Customs and Tradition

A Manobo Dulangan family is characteristically patriarchal.  The male dominates in all respect of family and community life.  He show very little interest in household chores and practically leaves all household chores to his wife. That includes even the preparation of the ingredients for “mama” or chewing of bethel nut.

The land preparation of the farm areas, as a rule, is done by men, however, the weeding and other related activities are done by women. Both of the spouses however do the planting or harvesting, unless the wife is pregnant and is a few months from delivery. On such events, the young son or a nephew is asked to do her tasks.

It is a common sight for the wife to sling her child in a malong around her shoulder while going up and down the house to gather firewood.  She fetches water from the spring or creek no matter how heavy the container is and no matter how far is the source of water.  At all times, the wife must seek the permission of her husband if she will leave the premises of the residence.

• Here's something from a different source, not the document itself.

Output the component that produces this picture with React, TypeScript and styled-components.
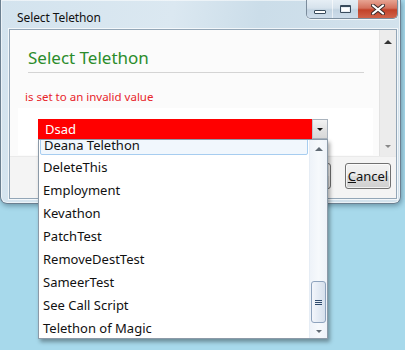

The wife or any female in the community hardly participates in any social gathering or meeting. On occasions where she makes an appearance to a meeting or conference, her presence hardly appreciated by males for her comments or answers to questions or inquiries are not taken seriously and oftentimes are mock by the males around. Hence, they would rather respond or comment almost inaudibly and outside from the circle of males.  Sometimes she simply makes her inaudible comments in the kitchen or squatting on the ground outside the venue.  She may only express her ideas in the presence of other women or children.

This feeling of inferiority of the Manoba Dulangan may be attributed to the fact that they been contacted in marriage through parental arrangement and there had been no development of affection from either party. In addition thereto is the fact that the female had been given dowry which, in effect, is a kind of payment for her person thus demoting her to the level of a mere commodity. Such lack of respect and esteem for the wife may even take in the form of subjecting her as a guarantee of the gambling debt of the husband. In such event, the wife is deposited in the residence of the Sultan or Datu until the debt is settled.

This may also explain why the incidents of the agaw- asawa (wife snatching) is so common within the Manobo Dulangan communities. With little self-esteem or dignity, the wife easily succumbs to the little attention or lustful advances from another male and, without hesitation runs off with him leaving everything behind, including the children.

In recent years, there have been some improvements in the Manoba Dulangans’ awareness of her role in the community.  Due to constant education campaigns conducted by NGOs and government agencies on gender sensitivity, they are now gradually empowered and are now starting to react to the male dominance in the household and the community affairs. In as much as the custom, traditions and practices have been deeply imbedded to the tribe. It may take sometime for his awareness to achieve its goals or objectives so as to Manobo Dulangan will be at par with their Non- IP counterparts.